:: Your instructions ::
Check every line in the records below for the word "this" and report how many have it, nothing more.

##### Source material

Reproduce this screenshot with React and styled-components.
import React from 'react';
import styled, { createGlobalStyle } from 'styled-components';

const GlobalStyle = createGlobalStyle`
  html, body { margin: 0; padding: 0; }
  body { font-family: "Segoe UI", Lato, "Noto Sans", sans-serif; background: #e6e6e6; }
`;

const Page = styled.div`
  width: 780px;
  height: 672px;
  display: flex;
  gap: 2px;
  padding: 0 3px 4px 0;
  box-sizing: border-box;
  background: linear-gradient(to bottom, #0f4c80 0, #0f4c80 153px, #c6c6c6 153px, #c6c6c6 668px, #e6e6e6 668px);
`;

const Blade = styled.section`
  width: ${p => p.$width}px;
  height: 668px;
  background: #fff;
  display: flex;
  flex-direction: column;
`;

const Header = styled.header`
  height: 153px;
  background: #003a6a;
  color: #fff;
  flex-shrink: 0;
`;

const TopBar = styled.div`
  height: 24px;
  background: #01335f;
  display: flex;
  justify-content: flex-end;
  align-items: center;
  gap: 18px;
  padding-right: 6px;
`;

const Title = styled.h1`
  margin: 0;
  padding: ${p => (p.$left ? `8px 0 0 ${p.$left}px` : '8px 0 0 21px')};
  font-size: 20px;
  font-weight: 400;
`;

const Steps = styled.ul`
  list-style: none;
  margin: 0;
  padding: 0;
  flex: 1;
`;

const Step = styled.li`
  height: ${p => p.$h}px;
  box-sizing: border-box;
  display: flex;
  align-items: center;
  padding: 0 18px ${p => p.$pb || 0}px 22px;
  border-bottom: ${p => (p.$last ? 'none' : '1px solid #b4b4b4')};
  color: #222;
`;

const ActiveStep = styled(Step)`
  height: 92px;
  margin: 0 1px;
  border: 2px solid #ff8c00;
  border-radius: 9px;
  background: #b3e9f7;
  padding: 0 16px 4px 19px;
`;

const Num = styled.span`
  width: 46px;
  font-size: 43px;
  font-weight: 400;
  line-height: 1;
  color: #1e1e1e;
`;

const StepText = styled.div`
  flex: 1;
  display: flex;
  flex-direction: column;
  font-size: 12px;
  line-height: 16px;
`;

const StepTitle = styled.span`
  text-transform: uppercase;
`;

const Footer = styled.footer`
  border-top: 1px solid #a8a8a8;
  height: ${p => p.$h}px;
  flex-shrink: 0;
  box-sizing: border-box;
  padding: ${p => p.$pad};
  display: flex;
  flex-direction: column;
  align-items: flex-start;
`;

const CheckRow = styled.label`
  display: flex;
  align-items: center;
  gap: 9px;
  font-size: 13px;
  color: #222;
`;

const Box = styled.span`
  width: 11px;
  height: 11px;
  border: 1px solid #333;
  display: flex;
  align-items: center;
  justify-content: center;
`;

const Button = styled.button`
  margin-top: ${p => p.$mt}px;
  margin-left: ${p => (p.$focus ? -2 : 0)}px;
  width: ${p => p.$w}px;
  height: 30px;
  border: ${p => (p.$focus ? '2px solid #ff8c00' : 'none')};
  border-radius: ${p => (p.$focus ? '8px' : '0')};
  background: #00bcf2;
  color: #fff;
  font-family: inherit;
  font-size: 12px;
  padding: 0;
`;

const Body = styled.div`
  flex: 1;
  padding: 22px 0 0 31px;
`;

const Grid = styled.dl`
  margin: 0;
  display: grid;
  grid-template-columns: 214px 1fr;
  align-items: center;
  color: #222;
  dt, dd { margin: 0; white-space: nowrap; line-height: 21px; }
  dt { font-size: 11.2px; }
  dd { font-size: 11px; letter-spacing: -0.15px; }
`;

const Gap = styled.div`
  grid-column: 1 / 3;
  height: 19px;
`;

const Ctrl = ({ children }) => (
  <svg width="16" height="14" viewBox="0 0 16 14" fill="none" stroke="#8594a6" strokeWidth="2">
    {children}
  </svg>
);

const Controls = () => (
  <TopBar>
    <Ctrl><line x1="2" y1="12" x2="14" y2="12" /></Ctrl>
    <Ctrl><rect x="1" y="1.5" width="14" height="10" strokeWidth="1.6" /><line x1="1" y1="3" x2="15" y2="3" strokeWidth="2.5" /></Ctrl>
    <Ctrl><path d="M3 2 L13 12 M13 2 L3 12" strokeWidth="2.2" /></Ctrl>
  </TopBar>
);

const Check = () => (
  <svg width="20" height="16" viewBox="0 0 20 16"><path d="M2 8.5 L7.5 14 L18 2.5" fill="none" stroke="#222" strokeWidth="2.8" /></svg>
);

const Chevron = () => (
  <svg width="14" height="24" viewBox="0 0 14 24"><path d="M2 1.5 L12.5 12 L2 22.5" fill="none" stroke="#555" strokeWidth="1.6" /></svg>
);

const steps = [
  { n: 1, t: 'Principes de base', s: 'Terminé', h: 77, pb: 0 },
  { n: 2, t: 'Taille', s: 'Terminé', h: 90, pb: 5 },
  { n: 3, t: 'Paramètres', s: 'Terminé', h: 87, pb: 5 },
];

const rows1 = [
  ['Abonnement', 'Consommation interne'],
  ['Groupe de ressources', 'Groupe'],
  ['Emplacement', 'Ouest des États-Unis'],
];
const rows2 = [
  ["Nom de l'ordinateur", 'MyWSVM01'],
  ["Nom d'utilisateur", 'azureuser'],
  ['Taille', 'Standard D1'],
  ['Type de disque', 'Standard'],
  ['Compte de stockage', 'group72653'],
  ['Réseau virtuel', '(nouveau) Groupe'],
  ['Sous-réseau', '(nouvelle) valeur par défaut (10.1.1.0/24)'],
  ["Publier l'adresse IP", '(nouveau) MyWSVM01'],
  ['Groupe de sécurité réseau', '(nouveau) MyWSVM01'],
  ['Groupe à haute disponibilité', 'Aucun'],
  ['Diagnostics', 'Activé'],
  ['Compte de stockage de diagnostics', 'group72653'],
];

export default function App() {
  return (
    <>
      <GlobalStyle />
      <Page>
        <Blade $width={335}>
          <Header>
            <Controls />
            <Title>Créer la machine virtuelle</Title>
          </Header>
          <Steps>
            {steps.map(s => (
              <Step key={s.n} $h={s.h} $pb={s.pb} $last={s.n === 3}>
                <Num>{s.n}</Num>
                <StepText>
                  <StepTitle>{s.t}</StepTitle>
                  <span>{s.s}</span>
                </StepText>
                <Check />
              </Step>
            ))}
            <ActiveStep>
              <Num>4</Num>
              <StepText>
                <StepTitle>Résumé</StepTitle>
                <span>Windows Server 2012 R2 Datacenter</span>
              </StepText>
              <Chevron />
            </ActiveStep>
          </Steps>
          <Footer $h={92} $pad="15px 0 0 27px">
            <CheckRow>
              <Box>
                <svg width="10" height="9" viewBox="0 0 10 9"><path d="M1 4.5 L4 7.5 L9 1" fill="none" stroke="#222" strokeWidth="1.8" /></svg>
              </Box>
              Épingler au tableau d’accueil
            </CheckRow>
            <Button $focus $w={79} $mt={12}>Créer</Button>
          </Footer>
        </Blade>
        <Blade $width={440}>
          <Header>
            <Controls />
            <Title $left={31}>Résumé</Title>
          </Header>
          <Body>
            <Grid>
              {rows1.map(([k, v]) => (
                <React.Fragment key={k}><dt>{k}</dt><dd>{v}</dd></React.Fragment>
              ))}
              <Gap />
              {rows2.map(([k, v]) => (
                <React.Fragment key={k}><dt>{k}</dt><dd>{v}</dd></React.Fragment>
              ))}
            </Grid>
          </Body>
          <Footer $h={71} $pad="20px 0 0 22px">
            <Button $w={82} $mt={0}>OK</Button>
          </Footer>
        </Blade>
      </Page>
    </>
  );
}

##########
##### Source material

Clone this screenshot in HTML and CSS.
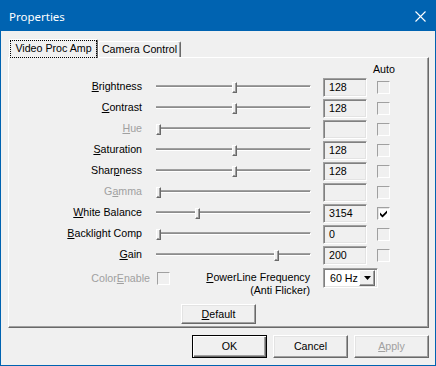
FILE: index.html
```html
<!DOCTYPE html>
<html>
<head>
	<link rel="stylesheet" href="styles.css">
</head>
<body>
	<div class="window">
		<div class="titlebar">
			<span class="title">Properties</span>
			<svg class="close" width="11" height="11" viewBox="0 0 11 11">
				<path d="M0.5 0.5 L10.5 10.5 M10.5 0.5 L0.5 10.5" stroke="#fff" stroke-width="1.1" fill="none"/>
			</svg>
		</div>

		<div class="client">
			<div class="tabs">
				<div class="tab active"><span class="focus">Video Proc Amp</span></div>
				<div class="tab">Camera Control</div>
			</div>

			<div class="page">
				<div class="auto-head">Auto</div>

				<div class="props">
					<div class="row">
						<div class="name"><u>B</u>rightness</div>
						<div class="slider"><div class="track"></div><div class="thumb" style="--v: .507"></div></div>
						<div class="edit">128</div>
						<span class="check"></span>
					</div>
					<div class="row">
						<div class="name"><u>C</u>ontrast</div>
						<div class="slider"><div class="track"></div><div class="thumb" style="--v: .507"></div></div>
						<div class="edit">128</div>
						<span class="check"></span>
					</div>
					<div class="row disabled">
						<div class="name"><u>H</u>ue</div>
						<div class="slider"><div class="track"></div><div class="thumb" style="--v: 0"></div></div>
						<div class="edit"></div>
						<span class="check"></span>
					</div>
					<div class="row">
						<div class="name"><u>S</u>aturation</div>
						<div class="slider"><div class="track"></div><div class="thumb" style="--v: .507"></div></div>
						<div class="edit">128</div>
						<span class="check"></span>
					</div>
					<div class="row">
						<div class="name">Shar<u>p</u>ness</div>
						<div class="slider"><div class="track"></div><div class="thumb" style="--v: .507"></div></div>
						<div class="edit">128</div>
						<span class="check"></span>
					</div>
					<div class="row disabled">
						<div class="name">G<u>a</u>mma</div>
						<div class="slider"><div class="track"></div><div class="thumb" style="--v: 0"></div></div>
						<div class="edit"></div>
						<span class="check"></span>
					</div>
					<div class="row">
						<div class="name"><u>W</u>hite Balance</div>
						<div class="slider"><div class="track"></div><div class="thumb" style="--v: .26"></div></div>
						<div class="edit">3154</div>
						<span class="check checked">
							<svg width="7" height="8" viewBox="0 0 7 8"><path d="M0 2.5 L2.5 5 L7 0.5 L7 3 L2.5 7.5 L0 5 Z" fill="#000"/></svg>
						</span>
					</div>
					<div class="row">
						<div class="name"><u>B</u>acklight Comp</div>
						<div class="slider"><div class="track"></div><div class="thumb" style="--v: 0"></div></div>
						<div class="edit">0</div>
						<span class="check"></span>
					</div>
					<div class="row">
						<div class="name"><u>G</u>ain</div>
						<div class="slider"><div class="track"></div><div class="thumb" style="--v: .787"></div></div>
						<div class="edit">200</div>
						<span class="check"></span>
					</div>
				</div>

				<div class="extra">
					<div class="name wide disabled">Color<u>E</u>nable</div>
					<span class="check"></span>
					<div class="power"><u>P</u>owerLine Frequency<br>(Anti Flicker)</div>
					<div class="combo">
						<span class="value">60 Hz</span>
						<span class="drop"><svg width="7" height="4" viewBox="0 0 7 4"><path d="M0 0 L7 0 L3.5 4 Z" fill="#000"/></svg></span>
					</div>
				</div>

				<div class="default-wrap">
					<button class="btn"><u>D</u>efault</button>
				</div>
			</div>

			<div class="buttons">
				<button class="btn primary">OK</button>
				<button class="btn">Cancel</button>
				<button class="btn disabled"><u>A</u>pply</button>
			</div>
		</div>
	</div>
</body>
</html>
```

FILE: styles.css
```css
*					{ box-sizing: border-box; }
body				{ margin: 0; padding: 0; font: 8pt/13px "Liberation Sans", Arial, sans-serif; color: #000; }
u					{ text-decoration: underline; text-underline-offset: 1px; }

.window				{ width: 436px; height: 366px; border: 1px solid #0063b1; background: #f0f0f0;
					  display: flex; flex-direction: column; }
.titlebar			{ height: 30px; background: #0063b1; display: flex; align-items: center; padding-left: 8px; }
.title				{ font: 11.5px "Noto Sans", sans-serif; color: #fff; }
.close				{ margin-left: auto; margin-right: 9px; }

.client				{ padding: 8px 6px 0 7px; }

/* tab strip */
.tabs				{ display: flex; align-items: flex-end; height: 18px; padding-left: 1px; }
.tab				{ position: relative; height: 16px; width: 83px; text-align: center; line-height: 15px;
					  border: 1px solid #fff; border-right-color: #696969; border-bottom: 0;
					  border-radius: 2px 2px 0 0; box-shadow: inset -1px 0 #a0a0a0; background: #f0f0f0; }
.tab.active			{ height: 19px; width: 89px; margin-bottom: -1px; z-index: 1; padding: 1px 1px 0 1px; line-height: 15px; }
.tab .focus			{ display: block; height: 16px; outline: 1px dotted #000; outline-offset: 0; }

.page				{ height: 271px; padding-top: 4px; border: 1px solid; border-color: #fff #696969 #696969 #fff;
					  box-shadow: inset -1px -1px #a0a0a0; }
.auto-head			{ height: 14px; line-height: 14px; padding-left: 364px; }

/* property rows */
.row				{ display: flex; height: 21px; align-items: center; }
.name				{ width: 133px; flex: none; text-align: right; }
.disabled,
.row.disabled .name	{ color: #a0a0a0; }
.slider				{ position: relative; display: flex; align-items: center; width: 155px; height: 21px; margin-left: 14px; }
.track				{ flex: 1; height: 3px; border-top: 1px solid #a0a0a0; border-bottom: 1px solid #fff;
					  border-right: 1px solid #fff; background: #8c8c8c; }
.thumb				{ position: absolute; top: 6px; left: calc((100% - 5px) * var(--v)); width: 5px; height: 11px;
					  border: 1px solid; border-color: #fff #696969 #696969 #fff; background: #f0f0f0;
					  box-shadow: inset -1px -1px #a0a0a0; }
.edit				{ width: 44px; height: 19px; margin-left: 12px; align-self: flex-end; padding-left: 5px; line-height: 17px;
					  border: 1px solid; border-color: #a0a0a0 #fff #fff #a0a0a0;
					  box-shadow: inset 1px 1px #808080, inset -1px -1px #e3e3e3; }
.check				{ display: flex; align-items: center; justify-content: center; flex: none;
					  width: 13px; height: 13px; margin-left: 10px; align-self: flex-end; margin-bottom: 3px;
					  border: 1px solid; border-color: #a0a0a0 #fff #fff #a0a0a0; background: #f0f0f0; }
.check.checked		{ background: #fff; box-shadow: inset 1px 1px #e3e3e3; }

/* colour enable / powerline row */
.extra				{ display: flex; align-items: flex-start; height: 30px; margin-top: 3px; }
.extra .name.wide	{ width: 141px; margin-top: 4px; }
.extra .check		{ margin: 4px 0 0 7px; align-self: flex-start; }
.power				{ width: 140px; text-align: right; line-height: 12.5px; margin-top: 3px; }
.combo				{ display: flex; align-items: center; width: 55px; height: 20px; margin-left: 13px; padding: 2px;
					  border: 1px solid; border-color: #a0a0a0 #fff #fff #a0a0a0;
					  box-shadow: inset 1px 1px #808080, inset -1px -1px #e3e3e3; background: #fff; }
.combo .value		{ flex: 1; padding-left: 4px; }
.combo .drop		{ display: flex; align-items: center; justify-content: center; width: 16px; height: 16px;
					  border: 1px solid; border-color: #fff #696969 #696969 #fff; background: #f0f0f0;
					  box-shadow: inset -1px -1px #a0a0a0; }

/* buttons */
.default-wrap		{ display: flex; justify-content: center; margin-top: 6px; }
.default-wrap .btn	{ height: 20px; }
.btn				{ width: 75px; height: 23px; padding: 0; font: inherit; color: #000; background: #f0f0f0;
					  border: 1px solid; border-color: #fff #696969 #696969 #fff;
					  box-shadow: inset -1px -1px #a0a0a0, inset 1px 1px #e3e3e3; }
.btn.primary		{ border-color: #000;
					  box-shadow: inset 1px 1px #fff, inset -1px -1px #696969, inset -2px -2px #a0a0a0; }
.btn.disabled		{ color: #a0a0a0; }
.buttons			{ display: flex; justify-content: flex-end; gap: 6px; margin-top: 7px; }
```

##########

:: The completed task ::
2